>> begin DATASET RECORDS
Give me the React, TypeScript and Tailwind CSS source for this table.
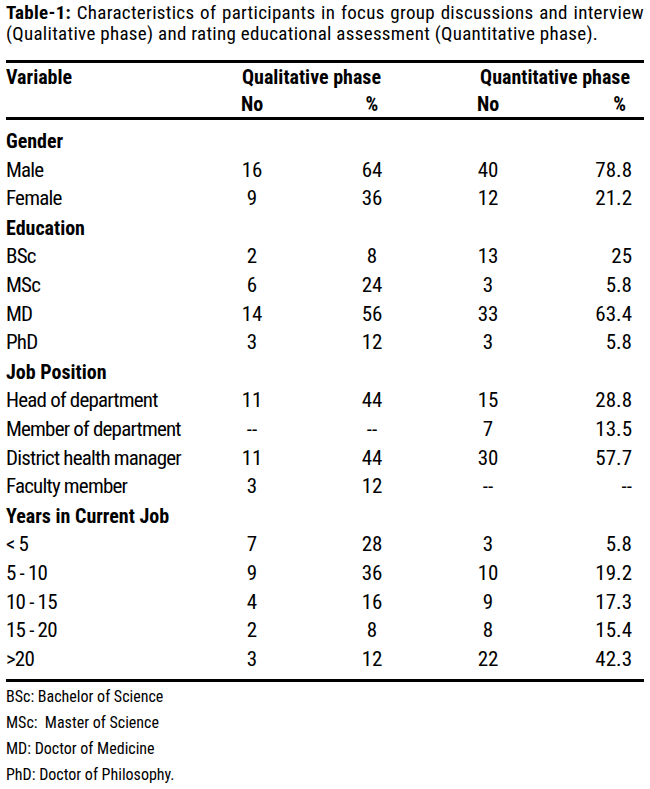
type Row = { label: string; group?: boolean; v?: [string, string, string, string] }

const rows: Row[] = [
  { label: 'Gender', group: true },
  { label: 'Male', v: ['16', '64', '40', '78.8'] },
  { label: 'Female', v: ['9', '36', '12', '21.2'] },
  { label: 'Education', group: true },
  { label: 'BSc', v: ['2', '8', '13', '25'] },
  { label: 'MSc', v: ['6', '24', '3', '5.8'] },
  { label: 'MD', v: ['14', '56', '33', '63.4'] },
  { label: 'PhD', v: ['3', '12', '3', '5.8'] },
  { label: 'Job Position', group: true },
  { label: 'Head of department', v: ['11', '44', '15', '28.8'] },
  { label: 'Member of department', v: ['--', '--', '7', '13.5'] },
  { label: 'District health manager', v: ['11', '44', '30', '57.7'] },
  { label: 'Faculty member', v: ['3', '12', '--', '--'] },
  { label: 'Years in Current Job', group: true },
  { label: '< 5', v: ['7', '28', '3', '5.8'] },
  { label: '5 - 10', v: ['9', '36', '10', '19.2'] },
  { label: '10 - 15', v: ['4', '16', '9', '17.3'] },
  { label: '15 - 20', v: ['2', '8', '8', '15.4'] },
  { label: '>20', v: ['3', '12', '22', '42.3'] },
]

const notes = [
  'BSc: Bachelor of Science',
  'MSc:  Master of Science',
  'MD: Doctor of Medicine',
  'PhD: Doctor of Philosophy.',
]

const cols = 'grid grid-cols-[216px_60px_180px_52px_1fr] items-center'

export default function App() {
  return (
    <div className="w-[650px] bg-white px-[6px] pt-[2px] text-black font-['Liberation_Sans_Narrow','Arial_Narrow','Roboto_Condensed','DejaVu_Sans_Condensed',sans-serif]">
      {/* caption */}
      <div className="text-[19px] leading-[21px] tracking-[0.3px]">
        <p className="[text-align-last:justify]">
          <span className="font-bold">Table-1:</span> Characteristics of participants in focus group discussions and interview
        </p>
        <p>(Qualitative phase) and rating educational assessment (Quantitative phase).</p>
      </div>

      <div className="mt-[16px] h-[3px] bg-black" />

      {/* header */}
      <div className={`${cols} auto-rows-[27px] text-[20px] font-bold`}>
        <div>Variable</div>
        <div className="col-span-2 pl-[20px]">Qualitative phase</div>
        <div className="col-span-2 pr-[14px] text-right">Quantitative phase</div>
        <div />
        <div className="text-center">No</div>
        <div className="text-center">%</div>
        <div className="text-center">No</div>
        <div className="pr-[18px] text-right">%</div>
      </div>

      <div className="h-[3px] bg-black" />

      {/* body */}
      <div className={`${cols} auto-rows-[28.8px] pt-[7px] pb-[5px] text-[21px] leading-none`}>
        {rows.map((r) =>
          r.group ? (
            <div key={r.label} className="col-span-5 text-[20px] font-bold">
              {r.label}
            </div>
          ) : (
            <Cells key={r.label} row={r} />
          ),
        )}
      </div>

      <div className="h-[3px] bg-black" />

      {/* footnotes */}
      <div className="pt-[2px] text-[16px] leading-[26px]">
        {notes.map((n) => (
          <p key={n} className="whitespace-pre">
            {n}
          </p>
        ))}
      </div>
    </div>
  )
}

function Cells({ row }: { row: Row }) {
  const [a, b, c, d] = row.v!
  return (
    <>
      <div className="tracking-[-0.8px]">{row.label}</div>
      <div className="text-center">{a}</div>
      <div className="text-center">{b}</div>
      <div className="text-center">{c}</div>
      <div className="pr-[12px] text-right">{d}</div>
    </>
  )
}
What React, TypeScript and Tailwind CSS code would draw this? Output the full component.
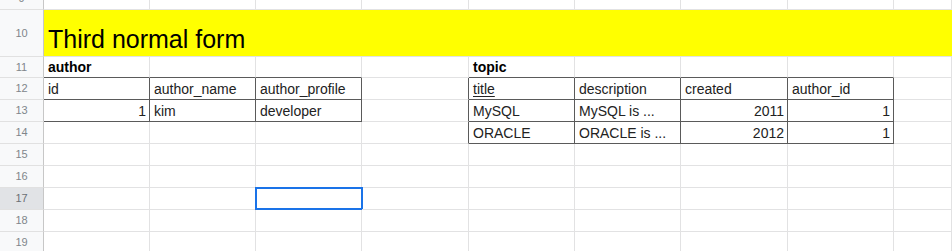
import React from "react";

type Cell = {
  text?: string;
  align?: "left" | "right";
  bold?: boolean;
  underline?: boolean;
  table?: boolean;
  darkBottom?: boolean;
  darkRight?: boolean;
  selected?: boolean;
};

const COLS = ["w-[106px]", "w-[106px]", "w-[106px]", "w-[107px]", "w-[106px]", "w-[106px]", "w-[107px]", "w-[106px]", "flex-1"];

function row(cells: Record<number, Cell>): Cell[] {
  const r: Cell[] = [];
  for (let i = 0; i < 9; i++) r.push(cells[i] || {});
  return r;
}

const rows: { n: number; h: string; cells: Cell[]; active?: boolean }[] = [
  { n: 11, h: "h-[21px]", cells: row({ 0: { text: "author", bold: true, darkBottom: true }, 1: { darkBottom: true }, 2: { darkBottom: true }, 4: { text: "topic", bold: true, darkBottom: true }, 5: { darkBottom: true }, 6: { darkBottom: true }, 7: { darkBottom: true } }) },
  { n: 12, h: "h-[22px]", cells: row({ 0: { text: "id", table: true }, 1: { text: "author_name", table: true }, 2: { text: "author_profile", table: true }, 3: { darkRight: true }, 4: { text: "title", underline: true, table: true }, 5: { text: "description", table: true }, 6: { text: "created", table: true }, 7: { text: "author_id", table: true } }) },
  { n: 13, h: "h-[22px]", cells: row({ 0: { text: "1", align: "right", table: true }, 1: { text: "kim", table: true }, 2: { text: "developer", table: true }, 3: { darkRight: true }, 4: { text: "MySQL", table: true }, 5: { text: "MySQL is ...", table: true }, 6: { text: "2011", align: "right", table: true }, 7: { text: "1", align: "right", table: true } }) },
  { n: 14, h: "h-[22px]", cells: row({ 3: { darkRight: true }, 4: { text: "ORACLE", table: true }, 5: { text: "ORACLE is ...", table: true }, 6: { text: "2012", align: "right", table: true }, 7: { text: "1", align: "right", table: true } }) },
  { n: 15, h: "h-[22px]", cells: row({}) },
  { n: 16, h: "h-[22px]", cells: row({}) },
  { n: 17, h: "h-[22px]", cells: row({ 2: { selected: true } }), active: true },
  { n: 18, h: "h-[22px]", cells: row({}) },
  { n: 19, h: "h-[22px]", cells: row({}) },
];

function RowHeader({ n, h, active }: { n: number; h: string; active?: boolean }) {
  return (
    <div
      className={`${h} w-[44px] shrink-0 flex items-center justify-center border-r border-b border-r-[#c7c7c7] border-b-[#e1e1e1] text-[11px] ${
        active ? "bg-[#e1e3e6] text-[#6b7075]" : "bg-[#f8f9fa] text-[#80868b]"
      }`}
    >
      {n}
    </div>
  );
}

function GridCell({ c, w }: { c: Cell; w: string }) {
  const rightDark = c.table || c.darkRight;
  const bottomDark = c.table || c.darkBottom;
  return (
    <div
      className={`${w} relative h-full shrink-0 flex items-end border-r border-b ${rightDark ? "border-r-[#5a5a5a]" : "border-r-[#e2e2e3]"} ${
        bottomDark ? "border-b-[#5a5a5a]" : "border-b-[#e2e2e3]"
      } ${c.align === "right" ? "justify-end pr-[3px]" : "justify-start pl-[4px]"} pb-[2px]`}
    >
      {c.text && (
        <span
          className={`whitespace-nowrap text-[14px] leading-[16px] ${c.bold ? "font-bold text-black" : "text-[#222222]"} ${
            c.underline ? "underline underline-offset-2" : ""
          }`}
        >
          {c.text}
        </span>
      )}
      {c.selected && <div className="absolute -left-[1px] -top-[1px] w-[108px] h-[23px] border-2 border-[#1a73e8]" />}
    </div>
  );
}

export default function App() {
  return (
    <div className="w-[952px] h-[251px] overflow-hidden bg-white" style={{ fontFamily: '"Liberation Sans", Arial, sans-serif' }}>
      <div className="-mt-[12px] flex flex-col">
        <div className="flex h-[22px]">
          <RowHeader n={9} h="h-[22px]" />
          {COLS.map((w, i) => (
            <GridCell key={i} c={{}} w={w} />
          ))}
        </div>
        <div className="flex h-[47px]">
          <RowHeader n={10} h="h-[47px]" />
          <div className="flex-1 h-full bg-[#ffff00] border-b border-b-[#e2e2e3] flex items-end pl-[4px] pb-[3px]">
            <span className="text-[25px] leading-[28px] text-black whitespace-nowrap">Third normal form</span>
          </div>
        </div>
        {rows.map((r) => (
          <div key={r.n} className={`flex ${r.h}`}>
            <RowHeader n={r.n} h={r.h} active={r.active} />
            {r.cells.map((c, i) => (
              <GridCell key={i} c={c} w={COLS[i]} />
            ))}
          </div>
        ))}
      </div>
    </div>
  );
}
>> end DATASET RECORDS
EXERCISE -
All lines from the start of the entries above through the line containing "string; group?: boolean;" are to be given again exactly; the pictures are not.

TASK RESULT -
Give me the React, TypeScript and Tailwind CSS source for this table.
type Row = { label: string; group?: boolean; v?: [string, string, string, string] }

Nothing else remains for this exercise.